Would you transcribe the listing that follows, character for character, and omit its images?

--------------------

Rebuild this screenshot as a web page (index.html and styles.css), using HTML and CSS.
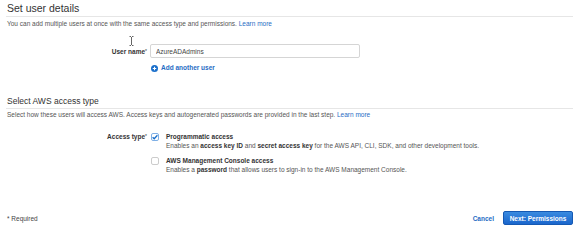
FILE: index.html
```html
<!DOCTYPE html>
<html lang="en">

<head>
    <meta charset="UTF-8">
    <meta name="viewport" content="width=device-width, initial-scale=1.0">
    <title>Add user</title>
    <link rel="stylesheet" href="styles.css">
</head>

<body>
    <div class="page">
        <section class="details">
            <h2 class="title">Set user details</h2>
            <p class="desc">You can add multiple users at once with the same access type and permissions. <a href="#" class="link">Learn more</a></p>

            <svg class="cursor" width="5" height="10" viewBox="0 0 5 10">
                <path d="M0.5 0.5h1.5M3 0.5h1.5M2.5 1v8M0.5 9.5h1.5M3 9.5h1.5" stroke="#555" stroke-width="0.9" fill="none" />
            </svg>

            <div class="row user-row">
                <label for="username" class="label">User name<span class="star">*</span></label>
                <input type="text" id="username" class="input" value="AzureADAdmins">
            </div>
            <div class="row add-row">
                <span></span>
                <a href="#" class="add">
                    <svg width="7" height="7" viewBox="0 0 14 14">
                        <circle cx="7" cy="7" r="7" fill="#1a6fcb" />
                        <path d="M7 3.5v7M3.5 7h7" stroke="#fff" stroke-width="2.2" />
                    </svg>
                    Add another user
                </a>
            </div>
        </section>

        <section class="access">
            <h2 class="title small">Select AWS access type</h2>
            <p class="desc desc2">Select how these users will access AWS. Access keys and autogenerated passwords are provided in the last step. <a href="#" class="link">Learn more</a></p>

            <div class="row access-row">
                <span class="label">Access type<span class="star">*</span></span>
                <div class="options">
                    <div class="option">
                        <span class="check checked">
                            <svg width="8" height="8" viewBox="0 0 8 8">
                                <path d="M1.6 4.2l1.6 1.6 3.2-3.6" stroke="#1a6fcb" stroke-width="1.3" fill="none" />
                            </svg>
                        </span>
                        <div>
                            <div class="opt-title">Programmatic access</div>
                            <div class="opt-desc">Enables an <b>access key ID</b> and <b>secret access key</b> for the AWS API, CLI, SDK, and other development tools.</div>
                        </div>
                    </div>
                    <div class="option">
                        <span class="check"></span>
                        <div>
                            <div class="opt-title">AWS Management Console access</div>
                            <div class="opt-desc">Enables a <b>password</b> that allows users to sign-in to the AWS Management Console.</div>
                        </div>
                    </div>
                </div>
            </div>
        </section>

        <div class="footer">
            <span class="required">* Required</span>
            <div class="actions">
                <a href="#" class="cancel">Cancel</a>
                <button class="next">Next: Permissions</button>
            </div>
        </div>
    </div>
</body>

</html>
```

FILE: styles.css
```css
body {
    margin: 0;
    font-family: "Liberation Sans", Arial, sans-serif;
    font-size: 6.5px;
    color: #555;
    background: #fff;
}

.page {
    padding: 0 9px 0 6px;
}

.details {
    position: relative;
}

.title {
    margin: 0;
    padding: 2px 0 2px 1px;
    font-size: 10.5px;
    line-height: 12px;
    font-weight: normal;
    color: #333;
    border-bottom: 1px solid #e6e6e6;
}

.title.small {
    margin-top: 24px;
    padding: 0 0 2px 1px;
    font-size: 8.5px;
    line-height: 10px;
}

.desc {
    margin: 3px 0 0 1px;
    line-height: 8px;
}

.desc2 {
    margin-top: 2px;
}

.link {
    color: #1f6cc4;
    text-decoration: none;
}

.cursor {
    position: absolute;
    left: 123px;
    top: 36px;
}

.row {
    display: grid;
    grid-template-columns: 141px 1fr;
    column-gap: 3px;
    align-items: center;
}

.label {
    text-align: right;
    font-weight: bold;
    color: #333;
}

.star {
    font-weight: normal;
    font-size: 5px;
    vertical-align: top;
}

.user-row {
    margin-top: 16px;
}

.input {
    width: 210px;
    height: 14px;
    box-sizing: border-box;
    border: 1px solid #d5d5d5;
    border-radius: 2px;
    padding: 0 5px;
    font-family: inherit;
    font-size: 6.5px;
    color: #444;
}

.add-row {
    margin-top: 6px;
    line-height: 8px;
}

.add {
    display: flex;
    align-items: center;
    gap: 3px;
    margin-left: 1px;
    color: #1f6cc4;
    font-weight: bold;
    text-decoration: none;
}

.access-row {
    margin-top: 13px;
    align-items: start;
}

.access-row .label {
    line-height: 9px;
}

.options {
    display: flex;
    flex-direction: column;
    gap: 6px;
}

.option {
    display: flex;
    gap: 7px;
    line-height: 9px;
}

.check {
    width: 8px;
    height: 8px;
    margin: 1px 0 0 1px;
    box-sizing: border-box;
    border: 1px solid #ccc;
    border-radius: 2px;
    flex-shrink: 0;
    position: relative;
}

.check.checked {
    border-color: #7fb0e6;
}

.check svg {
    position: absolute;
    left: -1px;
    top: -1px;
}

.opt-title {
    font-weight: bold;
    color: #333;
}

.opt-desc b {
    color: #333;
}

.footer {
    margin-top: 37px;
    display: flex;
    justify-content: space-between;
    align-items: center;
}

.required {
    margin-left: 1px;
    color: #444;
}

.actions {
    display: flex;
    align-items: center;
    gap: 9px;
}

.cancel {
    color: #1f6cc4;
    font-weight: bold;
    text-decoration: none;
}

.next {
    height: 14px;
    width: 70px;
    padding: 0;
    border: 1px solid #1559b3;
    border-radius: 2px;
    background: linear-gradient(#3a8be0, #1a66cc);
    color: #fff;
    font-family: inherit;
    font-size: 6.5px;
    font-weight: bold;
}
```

--------------------

- The answer:
Rebuild this screenshot as a web page (index.html and styles.css), using HTML and CSS.
FILE: index.html
```html
<!DOCTYPE html>
<html lang="en">

<head>
    <meta charset="UTF-8">
    <meta name="viewport" content="width=device-width, initial-scale=1.0">
    <title>Add user</title>
    <link rel="stylesheet" href="styles.css">
</head>

<body>
    <div class="page">
        <section class="details">
            <h2 class="title">Set user details</h2>
            <p class="desc">You can add multiple users at once with the same access type and permissions. <a href="#" class="link">Learn more</a></p>

            <svg class="cursor" width="5" height="10" viewBox="0 0 5 10">
                <path d="M0.5 0.5h1.5M3 0.5h1.5M2.5 1v8M0.5 9.5h1.5M3 9.5h1.5" stroke="#555" stroke-width="0.9" fill="none" />
            </svg>

            <div class="row user-row">
                <label for="username" class="label">User name<span class="star">*</span></label>
                <input type="text" id="username" class="input" value="AzureADAdmins">
            </div>
            <div class="row add-row">
                <span></span>
                <a href="#" class="add">
                    <svg width="7" height="7" viewBox="0 0 14 14">
                        <circle cx="7" cy="7" r="7" fill="#1a6fcb" />
                        <path d="M7 3.5v7M3.5 7h7" stroke="#fff" stroke-width="2.2" />
                    </svg>
                    Add another user
                </a>
            </div>
        </section>

        <section class="access">
            <h2 class="title small">Select AWS access type</h2>
            <p class="desc desc2">Select how these users will access AWS. Access keys and autogenerated passwords are provided in the last step. <a href="#" class="link">Learn more</a></p>

            <div class="row access-row">
                <span class="label">Access type<span class="star">*</span></span>
                <div class="options">
                    <div class="option">
                        <span class="check checked">
                            <svg width="8" height="8" viewBox="0 0 8 8">
                                <path d="M1.6 4.2l1.6 1.6 3.2-3.6" stroke="#1a6fcb" stroke-width="1.3" fill="none" />
                            </svg>
                        </span>
                        <div>
                            <div class="opt-title">Programmatic access</div>
                            <div class="opt-desc">Enables an <b>access key ID</b> and <b>secret access key</b> for the AWS API, CLI, SDK, and other development tools.</div>
                        </div>
                    </div>
                    <div class="option">
                        <span class="check"></span>
                        <div>
                            <div class="opt-title">AWS Management Console access</div>
                            <div class="opt-desc">Enables a <b>password</b> that allows users to sign-in to the AWS Management Console.</div>
                        </div>
                    </div>
                </div>
            </div>
        </section>

        <div class="footer">
            <span class="required">* Required</span>
            <div class="actions">
                <a href="#" class="cancel">Cancel</a>
                <button class="next">Next: Permissions</button>
            </div>
        </div>
    </div>
</body>

</html>
```

FILE: styles.css
```css
body {
    margin: 0;
    font-family: "Liberation Sans", Arial, sans-serif;
    font-size: 6.5px;
    color: #555;
    background: #fff;
}

.page {
    padding: 0 9px 0 6px;
}

.details {
    position: relative;
}

.title {
    margin: 0;
    padding: 2px 0 2px 1px;
    font-size: 10.5px;
    line-height: 12px;
    font-weight: normal;
    color: #333;
    border-bottom: 1px solid #e6e6e6;
}

.title.small {
    margin-top: 24px;
    padding: 0 0 2px 1px;
    font-size: 8.5px;
    line-height: 10px;
}

.desc {
    margin: 3px 0 0 1px;
    line-height: 8px;
}

.desc2 {
    margin-top: 2px;
}

.link {
    color: #1f6cc4;
    text-decoration: none;
}

.cursor {
    position: absolute;
    left: 123px;
    top: 36px;
}

.row {
    display: grid;
    grid-template-columns: 141px 1fr;
    column-gap: 3px;
    align-items: center;
}

.label {
    text-align: right;
    font-weight: bold;
    color: #333;
}

.star {
    font-weight: normal;
    font-size: 5px;
    vertical-align: top;
}

.user-row {
    margin-top: 16px;
}

.input {
    width: 210px;
    height: 14px;
    box-sizing: border-box;
    border: 1px solid #d5d5d5;
    border-radius: 2px;
    padding: 0 5px;
    font-family: inherit;
    font-size: 6.5px;
    color: #444;
}

.add-row {
    margin-top: 6px;
    line-height: 8px;
}

.add {
    display: flex;
    align-items: center;
    gap: 3px;
    margin-left: 1px;
    color: #1f6cc4;
    font-weight: bold;
    text-decoration: none;
}

.access-row {
    margin-top: 13px;
    align-items: start;
}

.access-row .label {
    line-height: 9px;
}

.options {
    display: flex;
    flex-direction: column;
    gap: 6px;
}

.option {
    display: flex;
    gap: 7px;
    line-height: 9px;
}

.check {
    width: 8px;
    height: 8px;
    margin: 1px 0 0 1px;
    box-sizing: border-box;
    border: 1px solid #ccc;
    border-radius: 2px;
    flex-shrink: 0;
    position: relative;
}

.check.checked {
    border-color: #7fb0e6;
}

.check svg {
    position: absolute;
    left: -1px;
    top: -1px;
}

.opt-title {
    font-weight: bold;
    color: #333;
}

.opt-desc b {
    color: #333;
}

.footer {
    margin-top: 37px;
    display: flex;
    justify-content: space-between;
    align-items: center;
}

.required {
    margin-left: 1px;
    color: #444;
}

.actions {
    display: flex;
    align-items: center;
    gap: 9px;
}

.cancel {
    color: #1f6cc4;
    font-weight: bold;
    text-decoration: none;
}

.next {
    height: 14px;
    width: 70px;
    padding: 0;
    border: 1px solid #1559b3;
    border-radius: 2px;
    background: linear-gradient(#3a8be0, #1a66cc);
    color: #fff;
    font-family: inherit;
    font-size: 6.5px;
    font-weight: bold;
}
```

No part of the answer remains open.